Staphylococcus aureus causes subclinical mastitis as well as persistent and chronic infections in cattle. Bovine mastitis induced by S. aureus is often refractory to antibiotic treatment. Local innate immune defenses play an important role in eliminating the invading bacteria. TLR2 and NOD2 are important pathogen recognition receptors, but their functions have not been investigated in the context of early stages of mastitis. The present study examined TLR2, NOD2, and related cytokines in mammary glands infection induced by S. aureus at early stages in a rat mastitis model.
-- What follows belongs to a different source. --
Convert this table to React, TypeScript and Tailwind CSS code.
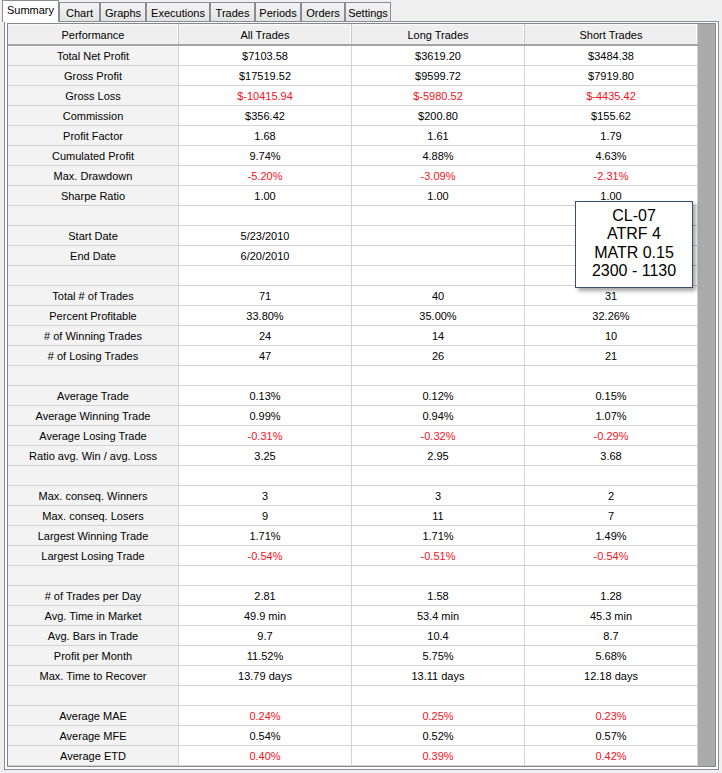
import React from "react";

type Row = [string, string, string, string, boolean] | null;

const rows: Row[] = [
  ["Total Net Profit", "$7103.58", "$3619.20", "$3484.38", false],
  ["Gross Profit", "$17519.52", "$9599.72", "$7919.80", false],
  ["Gross Loss", "$-10415.94", "$-5980.52", "$-4435.42", true],
  ["Commission", "$356.42", "$200.80", "$155.62", false],
  ["Profit Factor", "1.68", "1.61", "1.79", false],
  ["Cumulated Profit", "9.74%", "4.88%", "4.63%", false],
  ["Max. Drawdown", "-5.20%", "-3.09%", "-2.31%", true],
  ["Sharpe Ratio", "1.00", "1.00", "1.00", false],
  null,
  ["Start Date", "5/23/2010", "", "", false],
  ["End Date", "6/20/2010", "", "", false],
  null,
  ["Total # of Trades", "71", "40", "31", false],
  ["Percent Profitable", "33.80%", "35.00%", "32.26%", false],
  ["# of Winning Trades", "24", "14", "10", false],
  ["# of Losing Trades", "47", "26", "21", false],
  null,
  ["Average Trade", "0.13%", "0.12%", "0.15%", false],
  ["Average Winning Trade", "0.99%", "0.94%", "1.07%", false],
  ["Average Losing Trade", "-0.31%", "-0.32%", "-0.29%", true],
  ["Ratio avg. Win / avg. Loss", "3.25", "2.95", "3.68", false],
  null,
  ["Max. conseq. Winners", "3", "3", "2", false],
  ["Max. conseq. Losers", "9", "11", "7", false],
  ["Largest Winning Trade", "1.71%", "1.71%", "1.49%", false],
  ["Largest Losing Trade", "-0.54%", "-0.51%", "-0.54%", true],
  null,
  ["# of Trades per Day", "2.81", "1.58", "1.28", false],
  ["Avg. Time in Market", "49.9 min", "53.4 min", "45.3 min", false],
  ["Avg. Bars in Trade", "9.7", "10.4", "8.7", false],
  ["Profit per Month", "11.52%", "5.75%", "5.68%", false],
  ["Max. Time to Recover", "13.79 days", "13.11 days", "12.18 days", false],
  null,
  ["Average MAE", "0.24%", "0.25%", "0.23%", true],
  ["Average MFE", "0.54%", "0.52%", "0.57%", false],
  ["Average ETD", "0.40%", "0.39%", "0.42%", true],
];

const tabs: { name: string; w: string }[] = [
  { name: "Chart", w: "w-[41px]" },
  { name: "Graphs", w: "w-[46px]" },
  { name: "Executions", w: "w-[64px]" },
  { name: "Trades", w: "w-[45px]" },
  { name: "Periods", w: "w-[46px]" },
  { name: "Orders", w: "w-[44px]" },
  { name: "Settings", w: "w-[46px]" },
];

export default function App() {
  return (
    <div className="relative w-[722px] h-[773px] overflow-hidden bg-[#f0f0f0] text-[11px] text-black font-['Liberation_Sans',Arial,sans-serif]">
      {/* Tab strip */}
      <div className="flex items-end h-[21px] pl-[2px]">
        <div className="relative z-10 -mb-px h-[22px] w-[57px] bg-white border border-b-0 border-[#898c95] flex items-start justify-center pt-[3px] leading-[13px]">
          Summary
        </div>
        {tabs.map((t) => (
          <div
            key={t.name}
            className={`${t.w} h-[19px] border border-b-0 border-[#898c95] bg-linear-to-b from-[#f4f4f4] to-[#e2e2e2] flex items-center justify-center pt-[2px] leading-[13px]`}
          >
            {t.name}
          </div>
        ))}
      </div>

      {/* Panel */}
      <div className="ml-[4px] w-[715px] border border-[#898c95] bg-white pt-px px-[2px] pb-[2px]">
        <div className="flex border border-[#828790]">
          <div className="flex flex-col w-[690px]">
            {/* header */}
            <div className="grid grid-cols-[171px_173px_173px_173px] h-[22px] bg-[#efefef] border-b-2 border-[#a5a5a5]">
              {["Performance", "All Trades", "Long Trades", "Short Trades"].map((h) => (
                <div
                  key={h}
                  className="border-r border-[#c8c8c8] shadow-[inset_-1px_0_0_#ffffff,inset_0_1px_0_#f8f8f8] flex items-center justify-center pt-[3px] leading-[13px]"
                >
                  {h}
                </div>
              ))}
            </div>
            {rows.map((r, i) => (
              <div
                key={i}
                className="grid grid-cols-[171px_173px_173px_173px] h-[20px] border-b border-[#d3d3d3]"
              >
                <div className="bg-[#f3f3f3] border-r border-[#d3d3d3] flex items-center justify-center pt-px leading-[13px]">
                  {r ? r[0] : ""}
                </div>
                {[1, 2, 3].map((c) => (
                  <div
                    key={c}
                    className={`bg-white border-r border-[#d3d3d3] flex items-center justify-center pt-px leading-[13px] ${
                      r && r[4] ? "text-[#f5101c]" : "text-black"
                    }`}
                  >
                    {r ? (r[c] as string) : ""}
                  </div>
                ))}
              </div>
            ))}
          </div>
          <div className="w-[18px] bg-[#ababab]" />
        </div>
      </div>

      {/* Tooltip */}
      <div className="absolute left-[575px] top-[201px] w-[118px] h-[87px] bg-white border border-[#3d4f6c] shadow-[3px_3px_4px_rgba(0,0,0,0.35)] flex flex-col items-center justify-center text-[16px] leading-[18.5px] pb-[2px]">
        <div>CL-07</div>
        <div>ATRF 4</div>
        <div>MATR 0.15</div>
        <div>2300 - 1130</div>
      </div>
    </div>
  );
}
All inoculated mammary glands developed mastitis. Acute changes were induced in mammary tissues infected with S. aureus at early stages and then chronic infections persisted until the end of the experiment. TLR2 and NOD2 mRNA expression increased significantly after inoculation with S. aureus. The expression levels of cytokine mRNAs, including TNF-α, IL-1β, IL-6, IL-10, and CXCL1, also increased. TGF-β1 expression was suppressed at early phase and IFN-γ mRNA expression increased significantly at a later stage.
Mammary innate immune responses were activated after S. aureus inoculation. TLR2, NOD2, and inflammatory cytokines (TNF-α, IL-1β, IL-6, CXCL1, IL-10, TGF-β1, and IFN-γ) are involved in the response to mastitis induced by S. aureus.